## What this task involves
From the very first line of the data to the line containing "const one = (n: number): Run => [n, n];", retype everything exactly, leaving the pictures behind.

## Data segment
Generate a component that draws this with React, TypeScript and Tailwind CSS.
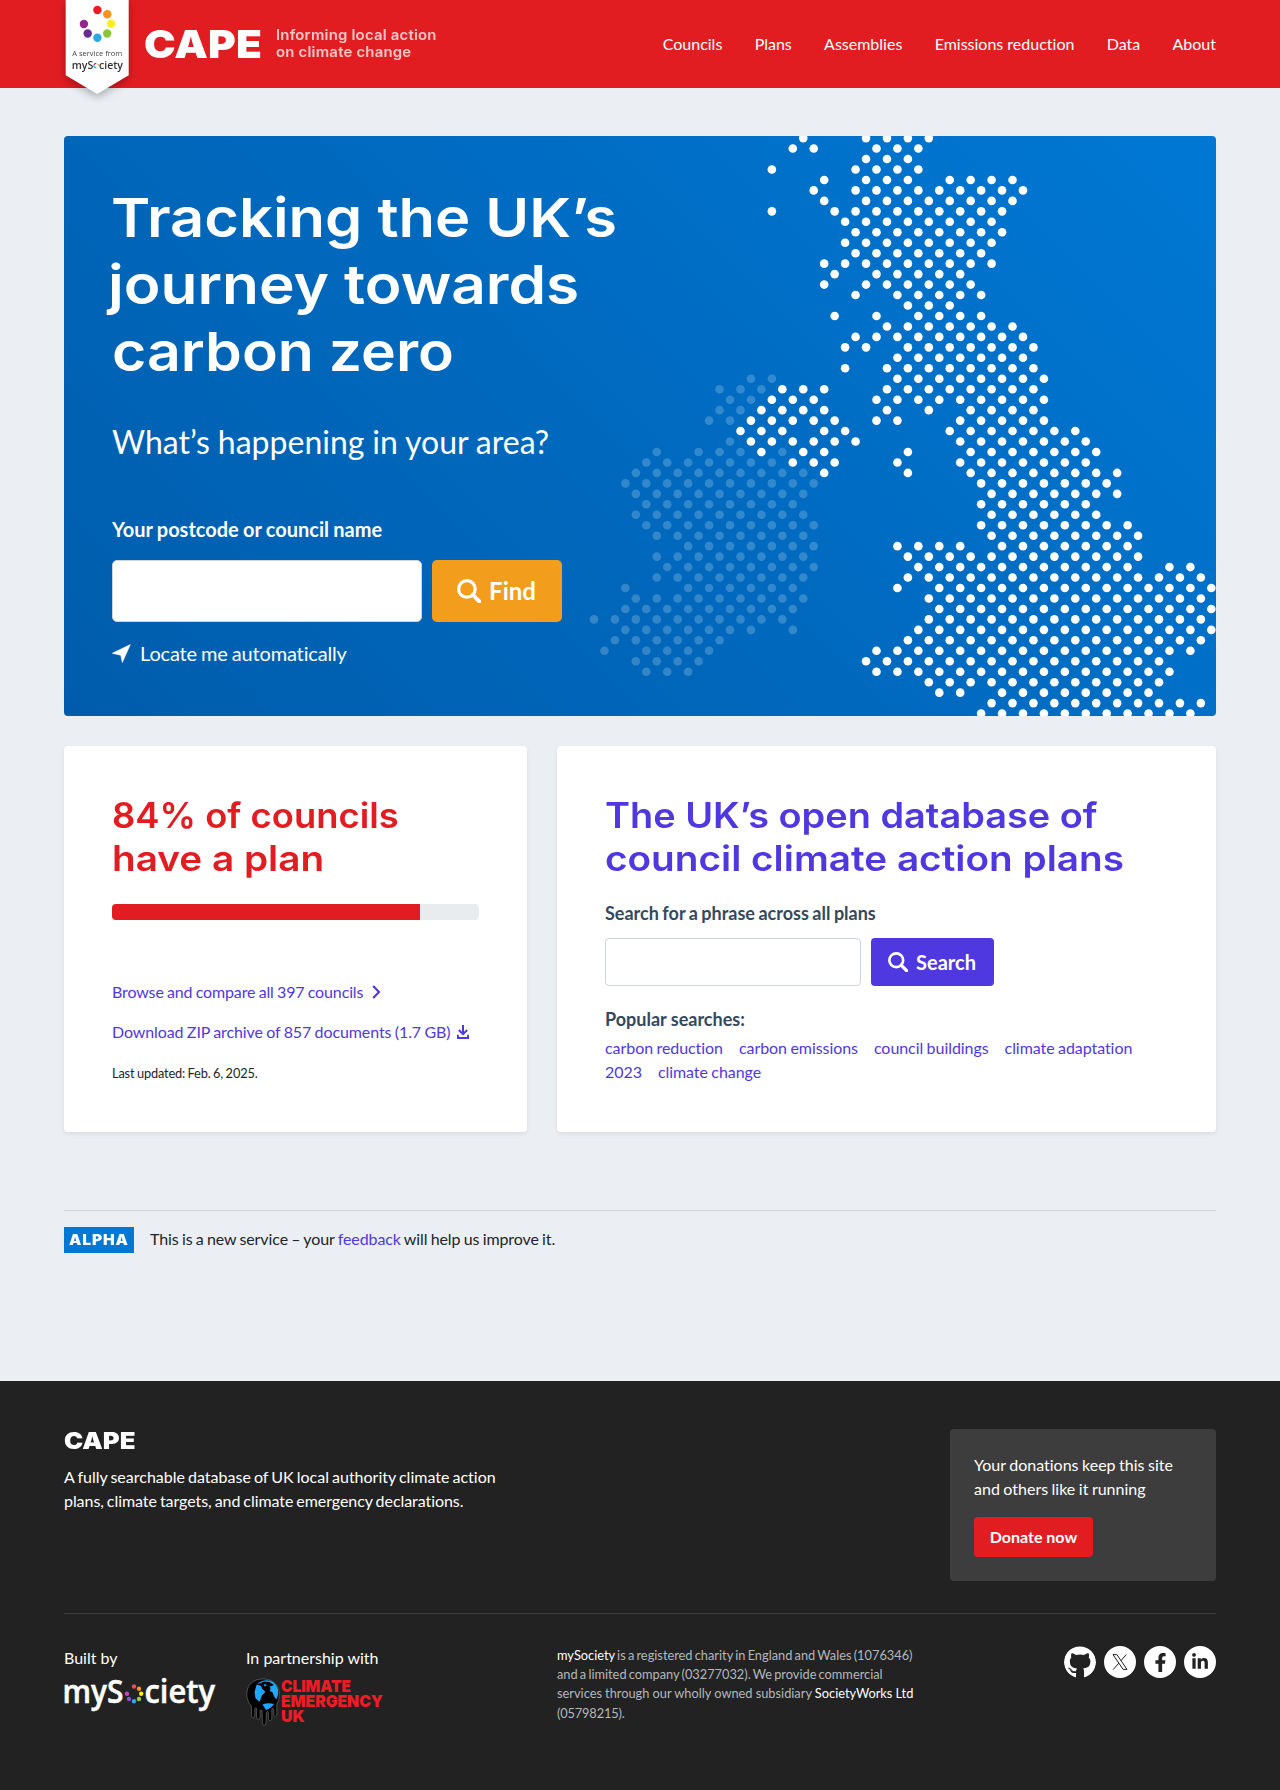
import type { ReactNode } from "react";
import { FaFacebookF, FaGithub, FaLinkedinIn } from "react-icons/fa";

type Run = [number, number];

const one = (n: number): Run => [n, n];

/* Rows of the dotted map, each a list of [first, last] columns in steps of two. */
const UK_ROWS: Run[][] = [
  [one(20), [26, 32]],
  [[19, 21], [27, 31]],
  [[26, 30]],
  [one(17), [25, 31]],
  [one(22), [26, 30], [34, 40]],
  [one(21), [25, 41]],
  [one(22), [26, 40]],
  [one(17), [23, 39]],
  [[24, 38]],
  [[25, 39]],
  [[24, 38]],
  [[25, 37]],
  [[22, 38]],
  [one(23), [27, 35]],
  [one(22), [26, 36]],
  [one(25), [29, 37]],
  [[30, 34]],
  [one(23), one(27), [31, 37]],
  [[28, 40]],
  [[25, 41]],
  [[24, 26], [30, 42]],
  [[29, 41]],
  [one(24), [28, 42]],
  [[29, 43]],
  [[18, 22], [28, 42]],
  [[17, 21], [27, 43]],
  [[16, 22], one(28), one(32), [36, 42]],
  [[15, 23], [27, 29], [35, 43]],
  [[14, 18], [22, 24], [34, 46]],
  [[15, 25], [35, 47]],
  [one(16), [20, 22], one(30), [36, 48]],
  [[19, 23], one(29), [35, 47]],
  [one(22), one(30), [36, 50]],
  [[37, 49]],
  [[38, 50]],
  [[37, 47]],
  [[38, 48]],
  [[37, 51]],
  [[38, 52]],
  [[29, 35], [39, 51]],
  [[30, 52]],
  [[31, 51], [55, 57]],
  [[30, 58]],
  [one(29), [33, 59]],
  [[32, 58]],
  [[33, 59]],
  [[32, 58]],
  [[31, 59]],
  [[30, 58]],
  [[27, 57]],
  [[26, 54]],
  [[27, 55]],
  [[32, 54]],
  [[33, 35], [39, 53]],
  [[38, 58]],
  [[37, 57]],
];

const IRELAND_FIRST_ROW = 23;
const IRELAND_ROWS: Run[][] = [
  [[15, 17]],
  [[12, 16]],
  [[13, 15]],
  [[12, 14]],
  [[11, 13]],
  [],
  [one(13)],
  [one(6), [10, 14], one(18)],
  [[5, 17]],
  [[4, 20]],
  [[3, 21]],
  [[4, 20]],
  [[5, 19]],
  [[4, 20]],
  [[5, 21]],
  [[6, 20]],
  [[9, 21]],
  [[6, 20]],
  [[7, 21]],
  [[6, 20]],
  [one(3), [9, 19]],
  [[4, 20]],
  [[3, 19]],
  [[0, 18]],
  [[3, 15], one(19)],
  [[2, 12]],
  [one(1), [5, 11]],
  [[4, 10]],
  [[5, 9]],
];

const STEP = 10.463;

function Dots({ rows, firstRow = 0 }: { rows: Run[][]; firstRow?: number }) {
  return (
    <>
      {rows.flatMap((runs, r) =>
        runs.flatMap(([a, b]) =>
          Array.from({ length: (b - a) / 2 + 1 }, (_, i) => (
            <circle
              key={`${r}-${a + i * 2}`}
              cx={10 + (a + i * 2) * STEP}
              cy={2.1 + (r + firstRow) * STEP}
              r={4.3}
            />
          )),
        ),
      )}
    </>
  );
}

function DottedMap() {
  return (
    <svg className="absolute top-0 right-0" width="632" height="580" viewBox="0 0 632 580" fill="#fff">
      <g opacity="0.2">
        <Dots rows={IRELAND_ROWS} firstRow={IRELAND_FIRST_ROW} />
      </g>
      <Dots rows={UK_ROWS} />
    </svg>
  );
}

function SearchIcon({ size }: { size: number }) {
  return (
    <svg width={size} height={size} viewBox="0 0 24 24" fill="none" stroke="currentColor">
      <circle cx="9.9" cy="9.9" r="8.3" strokeWidth="3.2" />
      <path d="M15.8 15.8 22.3 22.3" strokeWidth="4" strokeLinecap="round" />
    </svg>
  );
}

function ServiceBadge() {
  return (
    <svg
      className="absolute top-0 left-0 drop-shadow-[0_3px_4px_rgba(0,0,0,0.3)]"
      width="66"
      height="96"
      viewBox="64 0 66 96"
    >
      <path d="M65.7 0h63v75.2L97.2 94 65.7 75.2Z" fill="#fff" />
      <circle cx="97.4" cy="10" r="4.2" fill="#ed1c24" />
      <circle cx="107.3" cy="14.2" r="4.2" fill="#f7931e" />
      <circle cx="111.2" cy="23.8" r="4.2" fill="#fcee21" />
      <circle cx="107.2" cy="33.5" r="4.2" fill="#8cc63f" />
      <circle cx="97.4" cy="37.7" r="4.2" fill="#29abe2" />
      <circle cx="87.7" cy="33.5" r="4.2" fill="#662d91" />
      <circle cx="83.9" cy="24" r="4.2" fill="#93278f" />
      <text x="72.3" y="55.6" fontSize="7.6" fontFamily="'Open Sans'" fill="#444" textLength="50" lengthAdjust="spacingAndGlyphs">
        A service from
      </text>
      <g fontSize="11.5" fontWeight="600" fontFamily="'Open Sans'" fill="#333">
        <text x="71.8" y="68.8" textLength="21.5" lengthAdjust="spacingAndGlyphs">myS</text>
        <text x="99" y="68.8" textLength="24" lengthAdjust="spacingAndGlyphs">ciety</text>
      </g>
      <circle cx="96.2" cy="65.6" r="2.3" fill="none" strokeWidth="1.2" stroke="#29abe2" strokeDasharray="3.6 10.9" strokeDashoffset="-3" />
      <circle cx="96.2" cy="65.6" r="2.3" fill="none" strokeWidth="1.2" stroke="#f7931e" strokeDasharray="3.6 10.9" strokeDashoffset="-11" />
      <circle cx="96.2" cy="65.6" r="2.3" fill="none" strokeWidth="1.2" stroke="#93278f" strokeDasharray="3 11.5" strokeDashoffset="-6.8" />
    </svg>
  );
}

function MySocietyLogo() {
  return (
    <svg width="160" height="50" viewBox="60 1664.500 160 50" className="-mt-3 -ml-1 block" fill="#fff">
      <g fontSize="32" fontWeight="600" fontFamily="'Open Sans'" stroke="#fff" strokeWidth="0.5">
        <text x="62.5" y="1702" textLength="61" lengthAdjust="spacingAndGlyphs">myS</text>
        <text x="144.5" y="1702" textLength="70.5" lengthAdjust="spacingAndGlyphs">ciety</text>
      </g>
      <circle cx="134" cy="1686" r="2.2" fill="#ee4b5a" />
      <circle cx="139" cy="1688.3" r="2.2" fill="#f7931e" />
      <circle cx="141.2" cy="1693.3" r="2.2" fill="#fcee21" />
      <circle cx="139" cy="1698.5" r="2.2" fill="#8fd14f" />
      <circle cx="134" cy="1700.7" r="2.2" fill="#29abe2" />
      <circle cx="129" cy="1698.5" r="2.2" fill="#8e4fd6" />
      <circle cx="127" cy="1693.3" r="2.2" fill="#c545c9" />
    </svg>
  );
}

function ClimateEmergencyLogo() {
  return (
    <svg width="142" height="54" viewBox="246 1673 142 54" className="-mt-1 block">
      <path
        d="M263 1679c10 0 16.300 6 16.300 15.500 0 4-1 7-2.500 9.500v10.500c0 2.500-3 2.500-3 0v-5c-.5-1.500-1.700-1.500-2 0v9c0 3-3.400 3-3.400 0v-6c-.4-1.500-1.600-1.500-2 0l-.4 10.500c-.3 3-3.500 3-3.600 0l-.3-12c-.4-1.500-1.700-1.500-2 0v6c0 3-3.500 3-3.500 0v-8c-.3-1.500-1.500-1.500-1.800 0v6.500c0 3-3.300 3-3.300 0V1706c-3-3-4.700-7-4.700-11.500 0-9.500 6.200-15.500 16.200-15.500Z"
        fill="#000"
        stroke="#888"
        strokeWidth=".5"
      />
      <path
        d="M256.500 1685c3.500-4.500 10-6 15-3.700 4 2 6.700 6 6.700 10.500 0 3-.6 5.500-2 7.500l-2.200-3-1.500-4-2.500-1 .5-3.500-3-3.500-2.500 2.500-1.500-2.500-2.500 2 1.500 3 3 2.500-3.500 3.500-2.500 6.500-4-3.500-1-6Z"
        fill="#1ea7fd"
      />
      <path d="M256.500 1684.500c3-1 5-1.500 7-3l6 .5 4.500 3-4 1.500-5-2.500-3 2-2-.5Z" fill="#000" />
      <path d="M262.500 1704.500c3.500-1.500 7.500-1.500 11.500-.5-1.500 2.500-4.500 5-8 6Z" fill="#1ea7fd" />
      <g fill="#ee1c25" fontFamily="Inter" fontWeight="900" fontSize="16.500">
        <text x="281" y="1691.600" textLength="70" lengthAdjust="spacingAndGlyphs">CLIMATE</text>
        <text x="281" y="1707.200" textLength="102" lengthAdjust="spacingAndGlyphs">EMERGENCY</text>
        <text x="281" y="1722.400" textLength="23.500" lengthAdjust="spacingAndGlyphs">UK</text>
      </g>
    </svg>
  );
}

function Header() {
  const nav = ["Councils", "Plans", "Assemblies", "Emissions reduction", "Data", "About"];
  return (
    <header className="h-[88px] bg-[#e21d22] text-white">
      <div className="relative mx-auto flex h-full w-[1152px] items-center">
        <ServiceBadge />
        <span className="ml-20 w-[132px] origin-left scale-x-[1.085] font-['Inter'] text-[39px] leading-[48px] font-black tracking-[0.1px]">
          CAPE
        </span>
        <span className="-mt-[2px] origin-left scale-x-[1.065] font-['Inter'] text-[14px] leading-[17px] font-semibold tracking-[0.2px] whitespace-nowrap text-white/75">
          Informing local action
          <br />
          on climate change
        </span>
        <nav className="ml-auto flex gap-[32.300px] text-base">
          {nav.map((item) => (
            <a key={item} href="#">{item}</a>
          ))}
        </nav>
      </div>
    </header>
  );
}

function Hero() {
  return (
    <section className="relative mt-12 h-[580px] overflow-hidden rounded bg-[linear-gradient(45deg,#005cab,#0078d4)] p-12 text-white">
      <DottedMap />
      <div className="relative">
        <h1 className="font-['Inter'] text-[54px] leading-[67.2px] font-semibold whitespace-nowrap">
          <span className="-ml-px block w-fit origin-left scale-x-[1.104]">Tracking the UK’s</span>
          <span className="-ml-[4px] block w-fit origin-left scale-x-[1.117]">journey towards</span>
          <span className="block w-fit origin-left scale-x-[1.092]">carbon zero</span>
        </h1>
        <p className="mt-8 text-[32px] leading-[48px] [word-spacing:-0.3px]">What’s happening in your area?</p>
        <form className="mt-12">
          <label className="block text-xl leading-[30px] font-bold [word-spacing:-0.6px]">
            Your postcode or council name
          </label>
          <div className="mt-4 flex gap-2.5">
            <input className="h-[62px] w-[310px] rounded-[5px] border border-[#ced4da] bg-white" />
            <button type="button" className="flex h-[62px] w-[130px] items-center justify-center gap-2 rounded-[5px] bg-[#f39d1c] pr-px text-2xl font-bold">
              <SearchIcon size={24} />
              Find
            </button>
          </div>
          <a href="#" className="mt-4 flex items-center text-xl leading-[30px] tracking-[-0.16px] [word-spacing:-0.900px]">
            <svg width="19" height="19" viewBox="0 0 19 19" fill="currentColor" className="mt-0.5 mr-[9px]">
              <path d="M.3 9.300 18.300.6 10.300 18.600 8.800 11.200Z" strokeLinejoin="round" stroke="currentColor" strokeWidth=".6" />
            </svg>
            Locate me automatically
          </a>
        </form>
      </div>
    </section>
  );
}

function Card({ className, children }: { className: string; children: ReactNode }) {
  return (
    <section className={`h-[386px] rounded bg-white p-12 shadow-[0_2px_4px_rgba(0,0,0,0.075)] ${className}`}>
      {children}
    </section>
  );
}

function PlansCard() {
  return (
    <Card className="w-[463px]">
      <h2 className="font-['Inter'] text-[35px] leading-[43.2px] font-semibold whitespace-nowrap text-[#e21d22]">
        <span className="block w-fit origin-left scale-x-[1.039]">84% of councils</span>
        <span className="block w-fit origin-left scale-x-[1.106]">have a plan</span>
      </h2>
      <div className="mt-[23.600px] h-4 overflow-hidden rounded bg-[#e9ecef]">
        <div className="h-full w-[84%] bg-[#e21d22]" />
      </div>
      <a href="#" className="mt-[60px] flex items-center whitespace-nowrap text-[#4f38df] tracking-[-0.13px] [word-spacing:-0.700px]">
        Browse and compare all 397 councils
        <svg width="9" height="14" viewBox="0 0 9 14" fill="none" stroke="currentColor" strokeWidth="2.100" className="ml-[9px]">
          <path d="M1.200 1 7 7l-5.800 6" />
        </svg>
      </a>
      <a href="#" className="mt-4 flex items-center whitespace-nowrap text-[#4f38df] tracking-[-0.1px] [word-spacing:-0.600px]">
        Download ZIP archive of 857 documents (1.7 GB)
        <svg width="12" height="14" viewBox="0 0 12 14" fill="none" stroke="currentColor" strokeWidth="2" className="ml-[7px]">
          <path d="M6 0v9M1.800 5 6 9.200 10.200 5M.9 9.800v3.200h10.200V9.800" />
        </svg>
      </a>
      <p className="mt-[19.500px] text-[12.800px] leading-[19.200px] tracking-[-0.16px] text-[#212529] [word-spacing:-0.600px]">
        Last updated: Feb. 6, 2025.
      </p>
    </Card>
  );
}

function SearchCard() {
  const popular = ["carbon reduction", "carbon emissions", "council buildings", "climate adaptation", "2023", "climate change"];
  return (
    <Card className="w-[659px]">
      <h2 className="font-['Inter'] text-[35px] leading-[43.2px] font-semibold whitespace-nowrap text-[#4f38df]">
        <span className="block w-fit origin-left scale-x-[1.083]">The UK’s open database of</span>
        <span className="block w-fit origin-left scale-x-[1.106]">council climate action plans</span>
      </h2>
      <label className="mt-5 block text-[18px] leading-[27px] font-bold text-[#34495e] [word-spacing:-0.9px]">
        Search for a phrase across all plans
      </label>
      <div className="mt-[10.600px] flex gap-2.5">
        <input className="h-12 w-64 rounded border border-[#ced4da] bg-white" />
        <button type="button" className="flex h-12 w-[123px] items-center justify-center gap-2 rounded bg-[#4f38df] pr-px text-xl font-bold text-white">
          <SearchIcon size={20} />
          Search
        </button>
      </div>
      <h3 className="mt-[20px] text-[18px] leading-[27px] font-bold text-[#34495e]">
        Popular searches:
      </h3>
      <ul className="mt-[3px] flex flex-wrap gap-x-4 tracking-[-0.06px] text-[#4f38df] [word-spacing:-0.600px]">
        {popular.map((term) => (
          <li key={term}>
            <a href="#">{term}</a>
          </li>
        ))}
      </ul>
    </Card>
  );
}

function AlphaBanner() {
  return (
    <div className="mt-[78px] flex h-[171px] items-start border-t border-[#ced4da] pt-4">
      <span className="flex h-[26px] w-[70px] items-center justify-center bg-[#0078d4] pb-px font-['Inter'] text-[14px] font-black text-white">
        <span className="scale-x-[1.11] tracking-[0.800px]">ALPHA</span>
      </span>
      <p className="ml-4 leading-6 tracking-[-0.1px] text-[#212529] [word-spacing:-0.700px]">
        This is a new service – your <a href="#" className="text-[#4f38df]">feedback</a> will help us improve it.
      </p>
    </div>
  );
}

function Footer() {
  return (
    <footer className="h-[409px] bg-[#222] pt-12 text-white">
      <div className="mx-auto w-[1152px]">
        <div className="flex h-[185px] items-start justify-between border-b border-[#3d3d3d]">
          <div className="w-[440px]">
            <h2 className="w-fit origin-left scale-x-[1.118] font-['Inter'] text-[23px] leading-6 font-black">CAPE</h2>
            <p className="mt-3 leading-6 whitespace-nowrap [word-spacing:-1px]">
              A fully searchable database of UK local authority climate action
              <br />
              <span className="tracking-[-0.06px]">plans, climate targets, and climate emergency declarations.</span>
            </p>
          </div>
          <div className="h-[152px] w-[266px] rounded bg-[#3d3d3d] p-6">
            <p className="w-[210px] leading-6 [word-spacing:-0.6px]">
              Your donations keep this site and others like it running
            </p>
            <a href="#" className="mt-4 inline-flex h-10 w-[119px] items-center justify-center rounded bg-[#e21d22] font-bold">
              Donate now
            </a>
          </div>
        </div>
        <div className="flex items-start pt-8">
          <div className="w-[182px]">
            <p>Built by</p>
            <div className="mt-[7px]">
              <MySocietyLogo />
            </div>
          </div>
          <div className="w-[311px]">
            <p>In partnership with</p>
            <div className="mt-[7px]">
              <ClimateEmergencyLogo />
            </div>
          </div>
          <p className="w-[362px] text-[12.800px] leading-[19.200px] whitespace-nowrap text-[#b4b8bc]">
            <span className="[word-spacing:-1.050px]">
              <a href="#" className="text-white">mySociety</a> is a registered charity in England and Wales (1076346)
            </span>
            <br />
            <span className="[word-spacing:-1.1px]">and a limited company (03277032). We provide commercial</span>
            <br />
            <span className="[word-spacing:-0.1px]">
              services through our wholly owned subsidiary <a href="#" className="text-white">SocietyWorks Ltd</a>
            </span>
            <br />
            <span className="tracking-[-0.15px]">(05798215).</span>
          </p>
          <div className="ml-auto flex gap-2 text-[#222]">
            <a href="#" className="flex size-8 items-center justify-center overflow-hidden rounded-full text-white">
              <FaGithub size={33} />
            </a>
            <a href="#" className="flex size-8 items-center justify-center rounded-full bg-white">
              <svg width="16" height="16" viewBox="0 0 16 16" fill="none" stroke="currentColor" strokeWidth="1">
                <path d="M1 .6h3.900L15 15.400h-3.900ZM14.300.5 9 6.700M6.900 9.100 1.200 15.500" />
              </svg>
            </a>
            <a href="#" className="flex size-8 items-center justify-center rounded-full bg-white">
              <FaFacebookF size={19} />
            </a>
            <a href="#" className="flex size-8 items-center justify-center rounded-full bg-white">
              <FaLinkedinIn size={18} />
            </a>
          </div>
        </div>
      </div>
    </footer>
  );
}

export default function App() {
  return (
    <div className="min-h-[1790px] bg-[#ebeff4] font-['Lato',sans-serif] text-base [font-variant-ligatures:none]">
      <Header />
      <main className="mx-auto w-[1152px]">
        <Hero />
        <div className="mt-[30px] flex justify-between">
          <PlansCard />
          <SearchCard />
        </div>
        <AlphaBanner />
      </main>
      <Footer />
    </div>
  );
}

## Solution
Generate a component that draws this with React, TypeScript and Tailwind CSS.
import type { ReactNode } from "react";
import { FaFacebookF, FaGithub, FaLinkedinIn } from "react-icons/fa";

type Run = [number, number];

const one = (n: number): Run => [n, n];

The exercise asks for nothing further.